*** DATA EXTRACT ***

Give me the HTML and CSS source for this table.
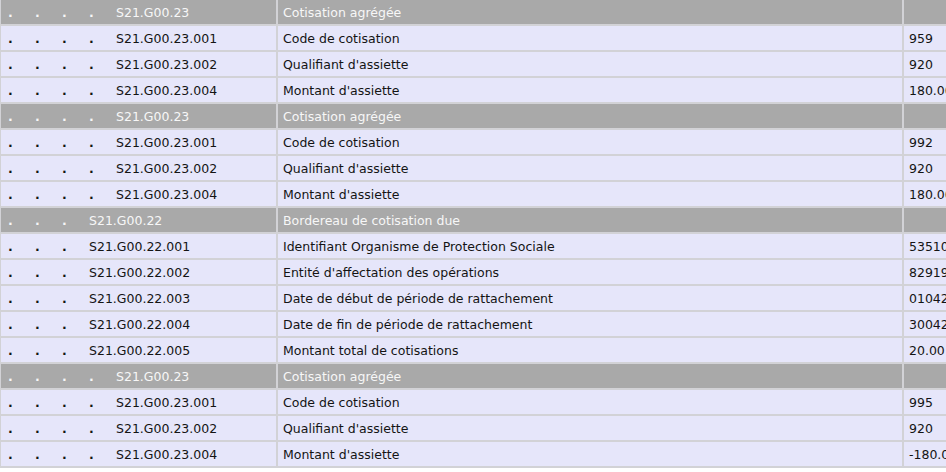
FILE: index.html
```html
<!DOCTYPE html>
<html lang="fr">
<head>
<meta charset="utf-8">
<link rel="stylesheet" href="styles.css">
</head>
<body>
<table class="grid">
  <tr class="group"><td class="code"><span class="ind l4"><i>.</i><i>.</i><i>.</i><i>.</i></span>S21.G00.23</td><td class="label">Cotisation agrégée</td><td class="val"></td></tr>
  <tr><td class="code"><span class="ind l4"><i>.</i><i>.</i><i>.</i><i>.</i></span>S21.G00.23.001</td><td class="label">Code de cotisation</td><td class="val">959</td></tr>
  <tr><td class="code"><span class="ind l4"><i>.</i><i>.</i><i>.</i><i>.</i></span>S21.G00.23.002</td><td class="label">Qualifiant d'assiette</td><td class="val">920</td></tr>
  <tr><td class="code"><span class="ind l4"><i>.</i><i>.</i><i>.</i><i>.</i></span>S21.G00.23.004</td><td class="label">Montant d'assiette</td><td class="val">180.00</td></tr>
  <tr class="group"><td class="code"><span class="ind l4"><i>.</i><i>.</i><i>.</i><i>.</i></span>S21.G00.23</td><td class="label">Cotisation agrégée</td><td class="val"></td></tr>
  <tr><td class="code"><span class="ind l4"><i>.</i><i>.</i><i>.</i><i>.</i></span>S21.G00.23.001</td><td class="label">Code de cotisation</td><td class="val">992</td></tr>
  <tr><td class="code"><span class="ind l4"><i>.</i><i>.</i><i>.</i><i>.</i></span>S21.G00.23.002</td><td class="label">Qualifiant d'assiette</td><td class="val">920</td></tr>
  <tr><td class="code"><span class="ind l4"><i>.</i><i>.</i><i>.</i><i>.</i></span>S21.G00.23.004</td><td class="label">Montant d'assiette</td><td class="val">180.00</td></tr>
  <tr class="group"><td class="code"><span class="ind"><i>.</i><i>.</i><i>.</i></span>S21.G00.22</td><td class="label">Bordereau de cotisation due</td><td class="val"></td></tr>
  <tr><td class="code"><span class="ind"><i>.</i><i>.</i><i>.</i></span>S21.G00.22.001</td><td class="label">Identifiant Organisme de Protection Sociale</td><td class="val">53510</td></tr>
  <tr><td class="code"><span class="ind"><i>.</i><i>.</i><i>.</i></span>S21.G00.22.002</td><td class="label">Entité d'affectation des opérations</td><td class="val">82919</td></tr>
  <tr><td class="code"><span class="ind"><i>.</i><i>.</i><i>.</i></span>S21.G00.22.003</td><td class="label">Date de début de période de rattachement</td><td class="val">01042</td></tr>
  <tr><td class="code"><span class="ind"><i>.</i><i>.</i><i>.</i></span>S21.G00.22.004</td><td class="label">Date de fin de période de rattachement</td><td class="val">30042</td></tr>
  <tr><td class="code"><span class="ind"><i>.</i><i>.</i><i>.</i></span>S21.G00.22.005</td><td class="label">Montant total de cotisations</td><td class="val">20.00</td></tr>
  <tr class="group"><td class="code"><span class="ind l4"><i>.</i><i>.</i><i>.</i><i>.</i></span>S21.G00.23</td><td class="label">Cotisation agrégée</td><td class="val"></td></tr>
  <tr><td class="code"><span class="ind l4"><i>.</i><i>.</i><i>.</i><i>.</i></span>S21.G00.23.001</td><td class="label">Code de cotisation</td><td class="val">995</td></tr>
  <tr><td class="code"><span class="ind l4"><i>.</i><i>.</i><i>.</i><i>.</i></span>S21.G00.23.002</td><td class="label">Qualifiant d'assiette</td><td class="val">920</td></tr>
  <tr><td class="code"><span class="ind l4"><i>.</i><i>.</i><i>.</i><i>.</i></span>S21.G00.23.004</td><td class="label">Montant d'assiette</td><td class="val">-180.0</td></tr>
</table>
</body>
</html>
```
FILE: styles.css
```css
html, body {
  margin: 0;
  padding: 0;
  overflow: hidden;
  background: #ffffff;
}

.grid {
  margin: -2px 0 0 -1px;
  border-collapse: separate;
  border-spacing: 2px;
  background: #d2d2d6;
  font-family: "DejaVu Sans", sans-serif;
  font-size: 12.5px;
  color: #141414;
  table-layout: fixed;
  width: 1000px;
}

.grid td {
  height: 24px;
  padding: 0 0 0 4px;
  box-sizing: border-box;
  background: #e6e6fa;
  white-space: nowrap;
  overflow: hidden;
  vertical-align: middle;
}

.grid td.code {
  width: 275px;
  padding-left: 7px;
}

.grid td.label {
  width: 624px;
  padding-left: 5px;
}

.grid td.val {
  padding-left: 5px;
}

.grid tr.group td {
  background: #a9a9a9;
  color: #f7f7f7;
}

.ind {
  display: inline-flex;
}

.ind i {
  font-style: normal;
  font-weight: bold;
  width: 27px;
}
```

***

EXERCISE AIM => Extract the full listing exactly, with the pictures left out.

COMPLETED TASK =>
Give me the HTML and CSS source for this table.
FILE: index.html
```html
<!DOCTYPE html>
<html lang="fr">
<head>
<meta charset="utf-8">
<link rel="stylesheet" href="styles.css">
</head>
<body>
<table class="grid">
  <tr class="group"><td class="code"><span class="ind l4"><i>.</i><i>.</i><i>.</i><i>.</i></span>S21.G00.23</td><td class="label">Cotisation agrégée</td><td class="val"></td></tr>
  <tr><td class="code"><span class="ind l4"><i>.</i><i>.</i><i>.</i><i>.</i></span>S21.G00.23.001</td><td class="label">Code de cotisation</td><td class="val">959</td></tr>
  <tr><td class="code"><span class="ind l4"><i>.</i><i>.</i><i>.</i><i>.</i></span>S21.G00.23.002</td><td class="label">Qualifiant d'assiette</td><td class="val">920</td></tr>
  <tr><td class="code"><span class="ind l4"><i>.</i><i>.</i><i>.</i><i>.</i></span>S21.G00.23.004</td><td class="label">Montant d'assiette</td><td class="val">180.00</td></tr>
  <tr class="group"><td class="code"><span class="ind l4"><i>.</i><i>.</i><i>.</i><i>.</i></span>S21.G00.23</td><td class="label">Cotisation agrégée</td><td class="val"></td></tr>
  <tr><td class="code"><span class="ind l4"><i>.</i><i>.</i><i>.</i><i>.</i></span>S21.G00.23.001</td><td class="label">Code de cotisation</td><td class="val">992</td></tr>
  <tr><td class="code"><span class="ind l4"><i>.</i><i>.</i><i>.</i><i>.</i></span>S21.G00.23.002</td><td class="label">Qualifiant d'assiette</td><td class="val">920</td></tr>
  <tr><td class="code"><span class="ind l4"><i>.</i><i>.</i><i>.</i><i>.</i></span>S21.G00.23.004</td><td class="label">Montant d'assiette</td><td class="val">180.00</td></tr>
  <tr class="group"><td class="code"><span class="ind"><i>.</i><i>.</i><i>.</i></span>S21.G00.22</td><td class="label">Bordereau de cotisation due</td><td class="val"></td></tr>
  <tr><td class="code"><span class="ind"><i>.</i><i>.</i><i>.</i></span>S21.G00.22.001</td><td class="label">Identifiant Organisme de Protection Sociale</td><td class="val">53510</td></tr>
  <tr><td class="code"><span class="ind"><i>.</i><i>.</i><i>.</i></span>S21.G00.22.002</td><td class="label">Entité d'affectation des opérations</td><td class="val">82919</td></tr>
  <tr><td class="code"><span class="ind"><i>.</i><i>.</i><i>.</i></span>S21.G00.22.003</td><td class="label">Date de début de période de rattachement</td><td class="val">01042</td></tr>
  <tr><td class="code"><span class="ind"><i>.</i><i>.</i><i>.</i></span>S21.G00.22.004</td><td class="label">Date de fin de période de rattachement</td><td class="val">30042</td></tr>
  <tr><td class="code"><span class="ind"><i>.</i><i>.</i><i>.</i></span>S21.G00.22.005</td><td class="label">Montant total de cotisations</td><td class="val">20.00</td></tr>
  <tr class="group"><td class="code"><span class="ind l4"><i>.</i><i>.</i><i>.</i><i>.</i></span>S21.G00.23</td><td class="label">Cotisation agrégée</td><td class="val"></td></tr>
  <tr><td class="code"><span class="ind l4"><i>.</i><i>.</i><i>.</i><i>.</i></span>S21.G00.23.001</td><td class="label">Code de cotisation</td><td class="val">995</td></tr>
  <tr><td class="code"><span class="ind l4"><i>.</i><i>.</i><i>.</i><i>.</i></span>S21.G00.23.002</td><td class="label">Qualifiant d'assiette</td><td class="val">920</td></tr>
  <tr><td class="code"><span class="ind l4"><i>.</i><i>.</i><i>.</i><i>.</i></span>S21.G00.23.004</td><td class="label">Montant d'assiette</td><td class="val">-180.0</td></tr>
</table>
</body>
</html>
```
FILE: styles.css
```css
html, body {
  margin: 0;
  padding: 0;
  overflow: hidden;
  background: #ffffff;
}

.grid {
  margin: -2px 0 0 -1px;
  border-collapse: separate;
  border-spacing: 2px;
  background: #d2d2d6;
  font-family: "DejaVu Sans", sans-serif;
  font-size: 12.5px;
  color: #141414;
  table-layout: fixed;
  width: 1000px;
}

.grid td {
  height: 24px;
  padding: 0 0 0 4px;
  box-sizing: border-box;
  background: #e6e6fa;
  white-space: nowrap;
  overflow: hidden;
  vertical-align: middle;
}

.grid td.code {
  width: 275px;
  padding-left: 7px;
}

.grid td.label {
  width: 624px;
  padding-left: 5px;
}

.grid td.val {
  padding-left: 5px;
}

.grid tr.group td {
  background: #a9a9a9;
  color: #f7f7f7;
}

.ind {
  display: inline-flex;
}

.ind i {
  font-style: normal;
  font-weight: bold;
  width: 27px;
}
```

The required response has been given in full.